**To do:** Quote the listing below in its entirety, omitting every image.

**Data shown:**

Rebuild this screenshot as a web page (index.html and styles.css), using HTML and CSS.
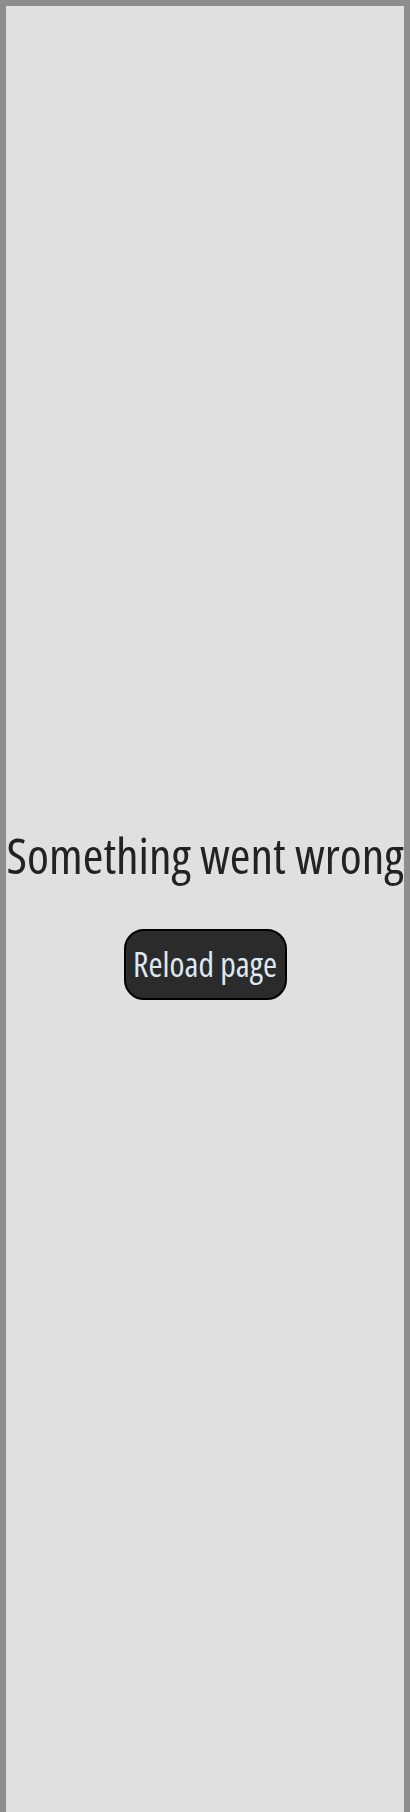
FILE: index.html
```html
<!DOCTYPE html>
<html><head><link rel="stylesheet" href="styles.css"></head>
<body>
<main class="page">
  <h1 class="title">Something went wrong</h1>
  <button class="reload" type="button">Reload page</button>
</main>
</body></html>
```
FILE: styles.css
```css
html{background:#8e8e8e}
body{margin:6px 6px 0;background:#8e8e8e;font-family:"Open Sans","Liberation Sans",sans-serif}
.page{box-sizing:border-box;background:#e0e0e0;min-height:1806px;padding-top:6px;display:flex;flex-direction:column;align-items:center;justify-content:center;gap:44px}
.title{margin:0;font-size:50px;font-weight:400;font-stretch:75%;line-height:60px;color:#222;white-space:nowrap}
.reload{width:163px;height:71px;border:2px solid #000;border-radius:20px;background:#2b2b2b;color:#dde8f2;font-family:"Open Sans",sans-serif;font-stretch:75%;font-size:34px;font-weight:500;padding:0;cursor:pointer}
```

**Answer in full:**
Rebuild this screenshot as a web page (index.html and styles.css), using HTML and CSS.
FILE: index.html
```html
<!DOCTYPE html>
<html><head><link rel="stylesheet" href="styles.css"></head>
<body>
<main class="page">
  <h1 class="title">Something went wrong</h1>
  <button class="reload" type="button">Reload page</button>
</main>
</body></html>
```
FILE: styles.css
```css
html{background:#8e8e8e}
body{margin:6px 6px 0;background:#8e8e8e;font-family:"Open Sans","Liberation Sans",sans-serif}
.page{box-sizing:border-box;background:#e0e0e0;min-height:1806px;padding-top:6px;display:flex;flex-direction:column;align-items:center;justify-content:center;gap:44px}
.title{margin:0;font-size:50px;font-weight:400;font-stretch:75%;line-height:60px;color:#222;white-space:nowrap}
.reload{width:163px;height:71px;border:2px solid #000;border-radius:20px;background:#2b2b2b;color:#dde8f2;font-family:"Open Sans",sans-serif;font-stretch:75%;font-size:34px;font-weight:500;padding:0;cursor:pointer}
```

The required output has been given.